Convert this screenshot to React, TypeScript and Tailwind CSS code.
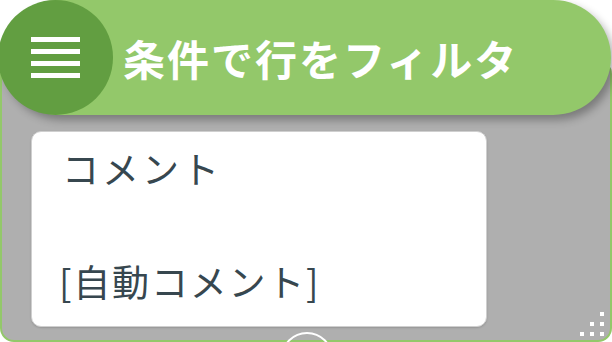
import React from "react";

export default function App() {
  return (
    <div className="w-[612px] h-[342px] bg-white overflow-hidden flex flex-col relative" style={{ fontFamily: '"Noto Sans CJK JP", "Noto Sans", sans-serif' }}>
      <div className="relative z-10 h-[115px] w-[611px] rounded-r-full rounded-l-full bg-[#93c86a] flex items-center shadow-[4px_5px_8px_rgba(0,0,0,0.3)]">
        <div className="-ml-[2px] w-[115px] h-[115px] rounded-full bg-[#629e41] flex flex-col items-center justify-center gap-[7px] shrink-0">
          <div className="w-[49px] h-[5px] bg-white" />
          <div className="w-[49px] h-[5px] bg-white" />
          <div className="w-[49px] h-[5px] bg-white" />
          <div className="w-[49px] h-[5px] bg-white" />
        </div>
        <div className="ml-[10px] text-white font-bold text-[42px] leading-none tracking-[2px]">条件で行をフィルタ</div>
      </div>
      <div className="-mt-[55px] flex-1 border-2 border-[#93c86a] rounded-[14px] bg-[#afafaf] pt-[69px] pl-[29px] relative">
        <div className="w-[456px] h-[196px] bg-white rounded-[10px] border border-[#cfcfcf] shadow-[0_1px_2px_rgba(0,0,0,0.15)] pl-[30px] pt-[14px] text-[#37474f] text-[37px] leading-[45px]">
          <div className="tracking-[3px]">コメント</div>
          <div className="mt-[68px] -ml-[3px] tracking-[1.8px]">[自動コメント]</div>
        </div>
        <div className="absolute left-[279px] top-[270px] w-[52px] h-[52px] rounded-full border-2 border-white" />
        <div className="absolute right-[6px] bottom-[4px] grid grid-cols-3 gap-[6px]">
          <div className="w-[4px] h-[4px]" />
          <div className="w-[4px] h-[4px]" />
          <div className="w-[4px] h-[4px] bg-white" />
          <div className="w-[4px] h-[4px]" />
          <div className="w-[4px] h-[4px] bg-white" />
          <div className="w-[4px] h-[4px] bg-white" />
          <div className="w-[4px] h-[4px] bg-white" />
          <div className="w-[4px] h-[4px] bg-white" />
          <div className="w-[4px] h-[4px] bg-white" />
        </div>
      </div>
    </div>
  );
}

__What is required__.
With all pictures left out, please transcribe exactly the lines from the start of the material through the line with "import React from".

__Response for this exercise__.
Convert this screenshot to React, TypeScript and Tailwind CSS code.
import React from "react";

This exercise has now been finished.